▸ DIRECTIVE:
Scan the records for the word "this". Copy each line that includes it.

▸ DATA SUPPLIED:
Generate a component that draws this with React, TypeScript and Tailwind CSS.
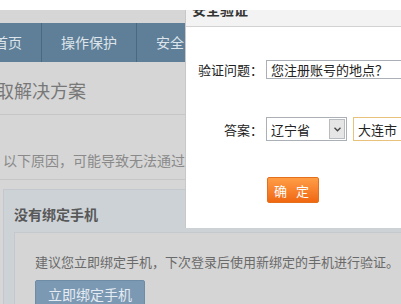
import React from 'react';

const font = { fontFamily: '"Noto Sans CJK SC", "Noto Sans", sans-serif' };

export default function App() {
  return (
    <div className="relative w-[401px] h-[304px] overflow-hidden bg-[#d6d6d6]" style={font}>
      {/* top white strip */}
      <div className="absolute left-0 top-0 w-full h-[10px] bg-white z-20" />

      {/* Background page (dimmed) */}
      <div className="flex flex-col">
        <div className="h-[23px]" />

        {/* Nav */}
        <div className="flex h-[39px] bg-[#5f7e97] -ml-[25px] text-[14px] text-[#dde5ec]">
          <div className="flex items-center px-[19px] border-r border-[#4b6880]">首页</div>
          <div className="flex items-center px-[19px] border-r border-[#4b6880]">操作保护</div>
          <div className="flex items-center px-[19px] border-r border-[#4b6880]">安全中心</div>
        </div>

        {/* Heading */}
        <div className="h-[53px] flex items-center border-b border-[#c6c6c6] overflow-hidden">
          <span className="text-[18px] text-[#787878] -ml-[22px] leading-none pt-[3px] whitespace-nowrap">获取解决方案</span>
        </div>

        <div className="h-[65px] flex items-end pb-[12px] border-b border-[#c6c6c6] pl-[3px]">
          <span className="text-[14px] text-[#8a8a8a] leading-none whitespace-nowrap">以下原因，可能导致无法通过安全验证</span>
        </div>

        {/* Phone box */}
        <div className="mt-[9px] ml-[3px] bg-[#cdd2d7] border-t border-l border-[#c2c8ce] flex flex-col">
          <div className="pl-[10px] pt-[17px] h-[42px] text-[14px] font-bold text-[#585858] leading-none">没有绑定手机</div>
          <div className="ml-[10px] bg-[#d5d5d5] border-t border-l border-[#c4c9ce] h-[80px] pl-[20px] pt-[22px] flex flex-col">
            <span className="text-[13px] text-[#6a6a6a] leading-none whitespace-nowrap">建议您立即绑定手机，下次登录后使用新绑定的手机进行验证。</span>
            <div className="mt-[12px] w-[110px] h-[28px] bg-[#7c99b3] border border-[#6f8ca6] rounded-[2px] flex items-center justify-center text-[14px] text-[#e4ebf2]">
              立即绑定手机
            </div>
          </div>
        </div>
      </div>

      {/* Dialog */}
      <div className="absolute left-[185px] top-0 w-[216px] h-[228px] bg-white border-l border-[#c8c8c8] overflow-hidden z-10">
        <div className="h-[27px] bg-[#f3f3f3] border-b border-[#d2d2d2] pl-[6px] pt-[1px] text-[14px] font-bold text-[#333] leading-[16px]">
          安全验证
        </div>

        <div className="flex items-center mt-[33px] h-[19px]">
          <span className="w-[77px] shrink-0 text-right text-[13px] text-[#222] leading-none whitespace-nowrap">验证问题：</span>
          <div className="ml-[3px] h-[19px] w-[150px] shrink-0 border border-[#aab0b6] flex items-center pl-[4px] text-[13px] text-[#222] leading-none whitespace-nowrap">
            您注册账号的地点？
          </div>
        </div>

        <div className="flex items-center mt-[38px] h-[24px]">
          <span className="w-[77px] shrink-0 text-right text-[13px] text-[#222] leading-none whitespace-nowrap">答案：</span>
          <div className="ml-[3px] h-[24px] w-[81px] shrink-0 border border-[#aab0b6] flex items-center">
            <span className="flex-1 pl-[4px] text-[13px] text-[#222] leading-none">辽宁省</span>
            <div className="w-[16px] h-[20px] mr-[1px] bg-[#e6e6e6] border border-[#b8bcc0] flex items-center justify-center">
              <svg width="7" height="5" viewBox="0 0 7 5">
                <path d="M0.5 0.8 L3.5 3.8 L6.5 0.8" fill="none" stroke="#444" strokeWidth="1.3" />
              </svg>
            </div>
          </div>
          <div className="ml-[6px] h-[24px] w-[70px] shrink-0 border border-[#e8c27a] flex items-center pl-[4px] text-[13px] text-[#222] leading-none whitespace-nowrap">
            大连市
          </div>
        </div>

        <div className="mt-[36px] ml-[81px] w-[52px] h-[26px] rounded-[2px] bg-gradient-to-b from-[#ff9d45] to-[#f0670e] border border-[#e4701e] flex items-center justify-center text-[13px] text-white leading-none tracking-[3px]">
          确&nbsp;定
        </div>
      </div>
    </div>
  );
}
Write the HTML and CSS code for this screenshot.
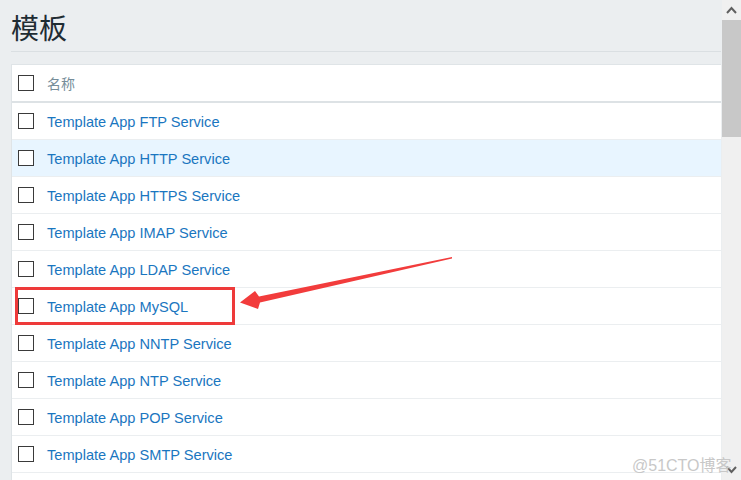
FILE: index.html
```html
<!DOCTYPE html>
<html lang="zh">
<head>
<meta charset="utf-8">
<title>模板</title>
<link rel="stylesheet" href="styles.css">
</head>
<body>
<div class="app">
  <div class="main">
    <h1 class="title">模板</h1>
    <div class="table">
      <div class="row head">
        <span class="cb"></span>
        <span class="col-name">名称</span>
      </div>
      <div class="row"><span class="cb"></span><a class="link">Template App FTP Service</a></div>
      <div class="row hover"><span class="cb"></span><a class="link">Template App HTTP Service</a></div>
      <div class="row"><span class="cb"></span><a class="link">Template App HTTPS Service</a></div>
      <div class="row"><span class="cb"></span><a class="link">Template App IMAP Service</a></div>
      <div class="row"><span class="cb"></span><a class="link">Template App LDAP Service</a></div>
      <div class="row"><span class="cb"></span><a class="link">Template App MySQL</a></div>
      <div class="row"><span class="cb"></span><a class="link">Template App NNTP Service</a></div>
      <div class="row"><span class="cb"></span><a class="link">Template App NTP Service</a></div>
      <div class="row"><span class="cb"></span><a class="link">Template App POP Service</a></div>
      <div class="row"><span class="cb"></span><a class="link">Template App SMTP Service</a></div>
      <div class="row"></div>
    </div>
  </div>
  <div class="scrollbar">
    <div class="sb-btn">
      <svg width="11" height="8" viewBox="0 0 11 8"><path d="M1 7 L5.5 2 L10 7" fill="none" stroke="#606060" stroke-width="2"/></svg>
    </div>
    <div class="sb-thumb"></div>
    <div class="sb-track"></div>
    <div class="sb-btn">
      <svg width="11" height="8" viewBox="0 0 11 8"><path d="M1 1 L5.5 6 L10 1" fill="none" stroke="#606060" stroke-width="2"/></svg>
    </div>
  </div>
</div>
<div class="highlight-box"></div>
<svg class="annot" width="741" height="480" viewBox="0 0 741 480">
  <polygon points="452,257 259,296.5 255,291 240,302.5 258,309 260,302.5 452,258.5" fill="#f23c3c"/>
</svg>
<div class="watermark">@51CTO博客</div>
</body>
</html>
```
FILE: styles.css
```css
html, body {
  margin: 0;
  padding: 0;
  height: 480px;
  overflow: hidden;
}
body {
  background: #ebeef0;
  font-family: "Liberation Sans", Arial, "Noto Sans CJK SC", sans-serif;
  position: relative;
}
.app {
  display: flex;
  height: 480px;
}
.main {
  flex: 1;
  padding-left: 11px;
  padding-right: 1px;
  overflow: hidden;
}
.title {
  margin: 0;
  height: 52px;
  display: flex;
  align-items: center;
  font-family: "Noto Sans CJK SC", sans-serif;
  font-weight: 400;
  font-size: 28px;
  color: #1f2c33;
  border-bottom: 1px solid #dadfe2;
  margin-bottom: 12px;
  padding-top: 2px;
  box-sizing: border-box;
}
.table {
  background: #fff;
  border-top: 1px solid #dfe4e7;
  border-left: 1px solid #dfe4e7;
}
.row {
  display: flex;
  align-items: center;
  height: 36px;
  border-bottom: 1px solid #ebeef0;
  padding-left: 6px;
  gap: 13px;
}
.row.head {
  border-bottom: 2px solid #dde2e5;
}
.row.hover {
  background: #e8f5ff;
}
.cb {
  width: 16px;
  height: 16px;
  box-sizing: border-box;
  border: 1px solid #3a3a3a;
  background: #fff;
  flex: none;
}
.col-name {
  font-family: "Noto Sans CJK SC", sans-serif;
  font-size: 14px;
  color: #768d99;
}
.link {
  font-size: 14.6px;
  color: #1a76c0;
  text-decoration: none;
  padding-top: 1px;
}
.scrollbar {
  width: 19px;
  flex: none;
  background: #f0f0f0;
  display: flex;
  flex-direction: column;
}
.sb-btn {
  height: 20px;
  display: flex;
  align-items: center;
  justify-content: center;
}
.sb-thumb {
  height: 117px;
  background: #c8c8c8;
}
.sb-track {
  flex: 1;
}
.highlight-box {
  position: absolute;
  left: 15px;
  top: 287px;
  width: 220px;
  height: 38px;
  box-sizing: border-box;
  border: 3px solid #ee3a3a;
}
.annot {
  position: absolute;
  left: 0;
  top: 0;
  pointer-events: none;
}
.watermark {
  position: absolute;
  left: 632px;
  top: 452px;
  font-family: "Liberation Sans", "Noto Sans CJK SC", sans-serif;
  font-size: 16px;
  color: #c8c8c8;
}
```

▸ EXERCISE SOLUTION:
Generate a component that draws this with React, TypeScript and Tailwind CSS.
Write the HTML and CSS code for this screenshot.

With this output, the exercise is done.